[Goal]:
Show every line in the entries below where the word "Reproduce" appears.

(A run of records)
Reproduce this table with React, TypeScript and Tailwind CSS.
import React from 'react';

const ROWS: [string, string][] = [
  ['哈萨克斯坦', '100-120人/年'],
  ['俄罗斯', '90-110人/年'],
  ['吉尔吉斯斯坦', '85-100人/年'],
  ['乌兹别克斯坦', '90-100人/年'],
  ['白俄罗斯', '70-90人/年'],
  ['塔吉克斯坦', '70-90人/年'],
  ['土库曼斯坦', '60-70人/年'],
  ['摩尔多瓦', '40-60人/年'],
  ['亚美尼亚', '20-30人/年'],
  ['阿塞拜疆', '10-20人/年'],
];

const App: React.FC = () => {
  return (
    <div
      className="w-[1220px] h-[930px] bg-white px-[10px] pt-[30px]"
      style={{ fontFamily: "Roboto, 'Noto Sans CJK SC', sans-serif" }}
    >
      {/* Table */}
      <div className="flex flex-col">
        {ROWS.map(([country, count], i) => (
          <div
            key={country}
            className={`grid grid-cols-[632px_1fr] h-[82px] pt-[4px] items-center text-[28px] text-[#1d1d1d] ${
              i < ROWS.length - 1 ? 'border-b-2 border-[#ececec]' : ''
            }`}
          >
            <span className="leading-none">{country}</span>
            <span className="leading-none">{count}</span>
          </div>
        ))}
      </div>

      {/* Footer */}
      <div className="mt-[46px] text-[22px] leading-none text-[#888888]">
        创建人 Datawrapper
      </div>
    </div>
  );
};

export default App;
--
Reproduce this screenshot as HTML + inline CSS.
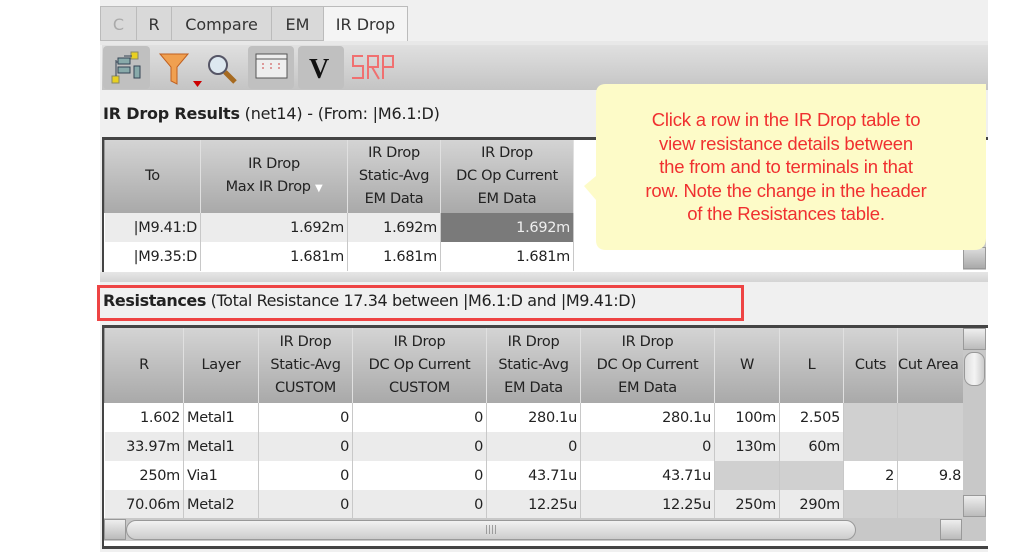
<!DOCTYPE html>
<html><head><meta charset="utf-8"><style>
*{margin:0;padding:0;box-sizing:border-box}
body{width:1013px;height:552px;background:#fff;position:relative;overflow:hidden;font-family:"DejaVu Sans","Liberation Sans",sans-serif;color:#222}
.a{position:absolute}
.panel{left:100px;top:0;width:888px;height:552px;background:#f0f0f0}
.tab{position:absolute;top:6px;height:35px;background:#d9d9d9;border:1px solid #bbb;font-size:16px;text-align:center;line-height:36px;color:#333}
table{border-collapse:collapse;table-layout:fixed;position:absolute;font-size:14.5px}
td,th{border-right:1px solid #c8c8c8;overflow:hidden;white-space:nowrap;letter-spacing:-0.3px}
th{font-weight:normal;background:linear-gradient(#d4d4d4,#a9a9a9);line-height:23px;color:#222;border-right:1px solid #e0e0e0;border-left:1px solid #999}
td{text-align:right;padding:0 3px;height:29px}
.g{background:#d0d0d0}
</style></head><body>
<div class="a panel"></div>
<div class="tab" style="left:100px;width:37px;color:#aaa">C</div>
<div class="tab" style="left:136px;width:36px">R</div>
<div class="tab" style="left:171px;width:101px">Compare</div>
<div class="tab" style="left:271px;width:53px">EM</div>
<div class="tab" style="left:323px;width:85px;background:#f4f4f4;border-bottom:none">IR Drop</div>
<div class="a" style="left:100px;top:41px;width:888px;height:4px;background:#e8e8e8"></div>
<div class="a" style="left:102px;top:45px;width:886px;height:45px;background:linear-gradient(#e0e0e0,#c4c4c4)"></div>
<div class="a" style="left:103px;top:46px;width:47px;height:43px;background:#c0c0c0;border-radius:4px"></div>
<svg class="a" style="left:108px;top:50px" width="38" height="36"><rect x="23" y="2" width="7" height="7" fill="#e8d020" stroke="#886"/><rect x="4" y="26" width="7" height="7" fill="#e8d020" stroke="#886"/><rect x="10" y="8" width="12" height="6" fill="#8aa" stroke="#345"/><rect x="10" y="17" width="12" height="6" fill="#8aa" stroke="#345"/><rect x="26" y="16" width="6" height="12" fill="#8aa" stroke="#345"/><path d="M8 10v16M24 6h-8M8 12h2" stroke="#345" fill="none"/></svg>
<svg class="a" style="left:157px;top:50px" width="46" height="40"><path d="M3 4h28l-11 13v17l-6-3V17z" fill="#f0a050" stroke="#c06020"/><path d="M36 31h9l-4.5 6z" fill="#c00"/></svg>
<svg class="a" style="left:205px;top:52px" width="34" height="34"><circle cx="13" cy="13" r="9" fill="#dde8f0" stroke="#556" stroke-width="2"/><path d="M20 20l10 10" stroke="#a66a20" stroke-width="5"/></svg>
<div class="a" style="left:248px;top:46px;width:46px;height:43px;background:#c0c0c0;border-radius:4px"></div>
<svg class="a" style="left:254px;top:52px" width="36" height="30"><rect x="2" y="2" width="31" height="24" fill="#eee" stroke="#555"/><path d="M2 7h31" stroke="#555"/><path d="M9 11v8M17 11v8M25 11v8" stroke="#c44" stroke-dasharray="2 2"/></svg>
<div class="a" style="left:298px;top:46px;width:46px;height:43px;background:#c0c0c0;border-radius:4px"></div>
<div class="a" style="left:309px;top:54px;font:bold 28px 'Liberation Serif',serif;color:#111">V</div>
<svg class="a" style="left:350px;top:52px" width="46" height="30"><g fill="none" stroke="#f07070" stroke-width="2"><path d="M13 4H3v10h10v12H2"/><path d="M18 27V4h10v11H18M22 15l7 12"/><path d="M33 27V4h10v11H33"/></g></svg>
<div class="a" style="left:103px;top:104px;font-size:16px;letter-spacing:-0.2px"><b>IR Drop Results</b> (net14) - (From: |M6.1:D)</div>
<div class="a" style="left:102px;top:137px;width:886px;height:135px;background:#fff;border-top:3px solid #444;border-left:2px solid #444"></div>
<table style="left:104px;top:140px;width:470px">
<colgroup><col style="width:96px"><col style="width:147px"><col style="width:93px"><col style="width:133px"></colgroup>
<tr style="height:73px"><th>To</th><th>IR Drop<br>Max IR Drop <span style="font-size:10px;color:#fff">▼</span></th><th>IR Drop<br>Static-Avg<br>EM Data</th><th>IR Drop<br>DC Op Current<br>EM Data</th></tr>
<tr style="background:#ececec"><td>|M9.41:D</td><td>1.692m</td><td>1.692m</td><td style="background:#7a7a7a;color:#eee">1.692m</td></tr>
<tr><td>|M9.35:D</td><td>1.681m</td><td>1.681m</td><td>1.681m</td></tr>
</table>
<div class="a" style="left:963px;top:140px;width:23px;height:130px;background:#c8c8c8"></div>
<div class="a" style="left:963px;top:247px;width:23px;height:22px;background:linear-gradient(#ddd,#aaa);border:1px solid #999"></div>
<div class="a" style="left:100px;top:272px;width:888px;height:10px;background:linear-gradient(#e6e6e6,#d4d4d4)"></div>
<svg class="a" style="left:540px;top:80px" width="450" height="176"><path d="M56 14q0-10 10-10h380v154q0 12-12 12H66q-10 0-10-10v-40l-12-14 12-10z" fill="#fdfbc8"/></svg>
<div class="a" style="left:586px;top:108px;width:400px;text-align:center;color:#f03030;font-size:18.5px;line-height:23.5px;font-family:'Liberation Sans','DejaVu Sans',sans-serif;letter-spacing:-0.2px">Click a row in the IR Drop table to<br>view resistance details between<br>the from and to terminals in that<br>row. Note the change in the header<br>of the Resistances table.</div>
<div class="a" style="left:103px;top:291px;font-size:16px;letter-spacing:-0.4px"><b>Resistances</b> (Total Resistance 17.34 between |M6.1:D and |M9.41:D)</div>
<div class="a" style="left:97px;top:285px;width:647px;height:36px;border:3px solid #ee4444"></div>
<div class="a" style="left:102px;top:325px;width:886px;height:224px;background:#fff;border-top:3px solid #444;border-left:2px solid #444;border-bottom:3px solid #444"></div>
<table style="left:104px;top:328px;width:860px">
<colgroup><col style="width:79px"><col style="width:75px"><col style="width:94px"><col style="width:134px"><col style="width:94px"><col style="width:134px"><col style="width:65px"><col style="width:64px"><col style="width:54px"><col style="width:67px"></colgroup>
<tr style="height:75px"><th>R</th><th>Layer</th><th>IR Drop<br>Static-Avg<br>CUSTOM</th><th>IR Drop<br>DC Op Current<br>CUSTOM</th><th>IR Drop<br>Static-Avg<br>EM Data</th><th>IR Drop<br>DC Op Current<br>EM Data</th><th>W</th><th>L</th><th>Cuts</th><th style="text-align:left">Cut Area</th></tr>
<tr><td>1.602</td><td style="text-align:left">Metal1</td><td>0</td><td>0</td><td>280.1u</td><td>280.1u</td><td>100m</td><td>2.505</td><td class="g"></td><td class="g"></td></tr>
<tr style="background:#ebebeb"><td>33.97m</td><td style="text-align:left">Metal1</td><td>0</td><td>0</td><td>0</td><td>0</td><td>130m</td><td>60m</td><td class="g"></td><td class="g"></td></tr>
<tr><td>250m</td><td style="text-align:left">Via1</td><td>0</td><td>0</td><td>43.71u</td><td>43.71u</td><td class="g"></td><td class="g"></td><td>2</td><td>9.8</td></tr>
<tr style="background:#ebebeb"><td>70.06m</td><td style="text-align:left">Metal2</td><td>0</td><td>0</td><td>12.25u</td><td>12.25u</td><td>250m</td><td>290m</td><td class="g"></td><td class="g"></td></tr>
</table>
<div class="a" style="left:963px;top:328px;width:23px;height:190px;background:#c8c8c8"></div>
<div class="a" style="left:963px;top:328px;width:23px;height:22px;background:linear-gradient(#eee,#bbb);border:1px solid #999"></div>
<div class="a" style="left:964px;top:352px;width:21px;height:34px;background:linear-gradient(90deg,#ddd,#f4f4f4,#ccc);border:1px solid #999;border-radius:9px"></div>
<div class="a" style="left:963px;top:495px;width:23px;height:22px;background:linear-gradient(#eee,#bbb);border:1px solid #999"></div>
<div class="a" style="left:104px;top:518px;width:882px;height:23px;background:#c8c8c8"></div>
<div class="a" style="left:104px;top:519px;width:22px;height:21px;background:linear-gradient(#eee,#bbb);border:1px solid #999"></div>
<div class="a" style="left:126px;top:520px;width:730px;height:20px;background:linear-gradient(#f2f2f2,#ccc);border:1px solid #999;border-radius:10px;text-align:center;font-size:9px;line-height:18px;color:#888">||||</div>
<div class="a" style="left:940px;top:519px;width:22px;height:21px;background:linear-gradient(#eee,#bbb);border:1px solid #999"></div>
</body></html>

[Result]:
Reproduce this table with React, TypeScript and Tailwind CSS.
Reproduce this screenshot as HTML + inline CSS.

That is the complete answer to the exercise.